Extract word for word the lines of the listing from its start to the line holding "['w-[56px]', 'w-[90px]', 'w-[80px]', 'w-[79px]', 'w-[80px]'];", both ends kept; pictures are not part of the copy.
-------
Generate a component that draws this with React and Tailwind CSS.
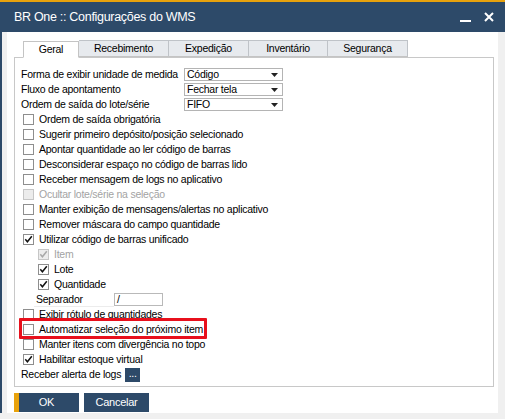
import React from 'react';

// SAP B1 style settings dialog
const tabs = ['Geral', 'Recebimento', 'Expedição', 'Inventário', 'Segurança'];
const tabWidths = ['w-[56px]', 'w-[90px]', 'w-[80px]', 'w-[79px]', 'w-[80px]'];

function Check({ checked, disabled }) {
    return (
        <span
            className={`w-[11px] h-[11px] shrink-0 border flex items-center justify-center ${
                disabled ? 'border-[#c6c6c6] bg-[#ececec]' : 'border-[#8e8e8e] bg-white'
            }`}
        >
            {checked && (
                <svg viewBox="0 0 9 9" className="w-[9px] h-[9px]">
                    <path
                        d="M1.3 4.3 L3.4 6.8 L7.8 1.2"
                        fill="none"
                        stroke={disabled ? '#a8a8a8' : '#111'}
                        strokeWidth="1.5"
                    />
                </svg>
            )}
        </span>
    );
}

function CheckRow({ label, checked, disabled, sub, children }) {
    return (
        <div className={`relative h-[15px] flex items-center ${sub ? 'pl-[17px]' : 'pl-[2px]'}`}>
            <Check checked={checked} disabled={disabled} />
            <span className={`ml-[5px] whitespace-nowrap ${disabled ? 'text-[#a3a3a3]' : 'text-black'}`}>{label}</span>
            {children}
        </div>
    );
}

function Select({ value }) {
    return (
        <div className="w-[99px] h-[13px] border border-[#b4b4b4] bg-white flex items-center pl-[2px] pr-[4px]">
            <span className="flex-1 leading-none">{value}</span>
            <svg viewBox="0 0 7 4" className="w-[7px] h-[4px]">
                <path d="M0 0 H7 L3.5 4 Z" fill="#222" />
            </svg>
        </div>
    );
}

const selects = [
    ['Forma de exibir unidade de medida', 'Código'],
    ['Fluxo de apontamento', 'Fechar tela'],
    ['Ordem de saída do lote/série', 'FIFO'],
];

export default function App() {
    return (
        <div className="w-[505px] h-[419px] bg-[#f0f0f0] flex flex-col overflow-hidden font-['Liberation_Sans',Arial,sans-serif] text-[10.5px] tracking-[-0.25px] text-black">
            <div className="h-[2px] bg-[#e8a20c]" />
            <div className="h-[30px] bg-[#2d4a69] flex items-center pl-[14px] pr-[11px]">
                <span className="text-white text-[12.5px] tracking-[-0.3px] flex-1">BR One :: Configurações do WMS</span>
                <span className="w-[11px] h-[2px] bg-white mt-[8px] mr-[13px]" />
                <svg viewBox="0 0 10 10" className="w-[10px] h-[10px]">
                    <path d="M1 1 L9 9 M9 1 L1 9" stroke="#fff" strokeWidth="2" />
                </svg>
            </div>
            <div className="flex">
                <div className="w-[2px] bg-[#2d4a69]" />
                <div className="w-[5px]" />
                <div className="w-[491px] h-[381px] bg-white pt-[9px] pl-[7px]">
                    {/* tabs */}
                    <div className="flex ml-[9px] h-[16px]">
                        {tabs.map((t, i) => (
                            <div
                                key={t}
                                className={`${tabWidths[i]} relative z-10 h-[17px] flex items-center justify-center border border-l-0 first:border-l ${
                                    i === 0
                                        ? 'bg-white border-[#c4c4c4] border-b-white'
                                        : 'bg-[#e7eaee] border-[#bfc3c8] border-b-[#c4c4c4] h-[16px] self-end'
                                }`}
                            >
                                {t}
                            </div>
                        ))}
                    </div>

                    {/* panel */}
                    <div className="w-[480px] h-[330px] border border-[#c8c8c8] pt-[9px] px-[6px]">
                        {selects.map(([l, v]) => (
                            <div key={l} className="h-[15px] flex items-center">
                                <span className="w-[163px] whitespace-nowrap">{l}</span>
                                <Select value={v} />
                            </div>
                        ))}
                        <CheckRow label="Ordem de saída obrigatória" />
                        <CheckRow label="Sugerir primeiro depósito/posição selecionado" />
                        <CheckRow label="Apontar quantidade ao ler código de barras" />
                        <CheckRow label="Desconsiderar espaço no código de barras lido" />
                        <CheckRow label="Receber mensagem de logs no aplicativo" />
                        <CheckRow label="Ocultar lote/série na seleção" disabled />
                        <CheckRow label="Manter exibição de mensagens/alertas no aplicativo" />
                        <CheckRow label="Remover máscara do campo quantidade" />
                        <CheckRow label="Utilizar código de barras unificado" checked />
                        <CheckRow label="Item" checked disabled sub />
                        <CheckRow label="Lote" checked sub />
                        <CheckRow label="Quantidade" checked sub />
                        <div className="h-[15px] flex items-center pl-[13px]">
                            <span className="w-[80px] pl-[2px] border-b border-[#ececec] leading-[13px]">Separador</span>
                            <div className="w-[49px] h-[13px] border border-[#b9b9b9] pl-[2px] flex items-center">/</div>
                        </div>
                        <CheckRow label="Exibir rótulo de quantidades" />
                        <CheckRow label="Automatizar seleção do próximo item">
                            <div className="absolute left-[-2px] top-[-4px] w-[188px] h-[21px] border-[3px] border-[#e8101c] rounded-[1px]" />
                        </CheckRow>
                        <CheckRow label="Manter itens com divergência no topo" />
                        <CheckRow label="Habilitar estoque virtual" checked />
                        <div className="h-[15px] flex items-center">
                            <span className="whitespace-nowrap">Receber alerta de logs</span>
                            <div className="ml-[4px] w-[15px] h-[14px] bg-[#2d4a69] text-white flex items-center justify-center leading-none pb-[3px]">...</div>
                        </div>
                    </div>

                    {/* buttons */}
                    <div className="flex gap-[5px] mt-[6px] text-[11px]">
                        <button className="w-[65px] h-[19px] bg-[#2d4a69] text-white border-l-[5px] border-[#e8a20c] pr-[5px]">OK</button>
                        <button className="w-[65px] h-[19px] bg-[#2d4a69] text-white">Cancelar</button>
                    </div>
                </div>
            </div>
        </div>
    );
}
-------
WRITTEN REPLY:
Generate a component that draws this with React and Tailwind CSS.
import React from 'react';

// SAP B1 style settings dialog
const tabs = ['Geral', 'Recebimento', 'Expedição', 'Inventário', 'Segurança'];
const tabWidths = ['w-[56px]', 'w-[90px]', 'w-[80px]', 'w-[79px]', 'w-[80px]'];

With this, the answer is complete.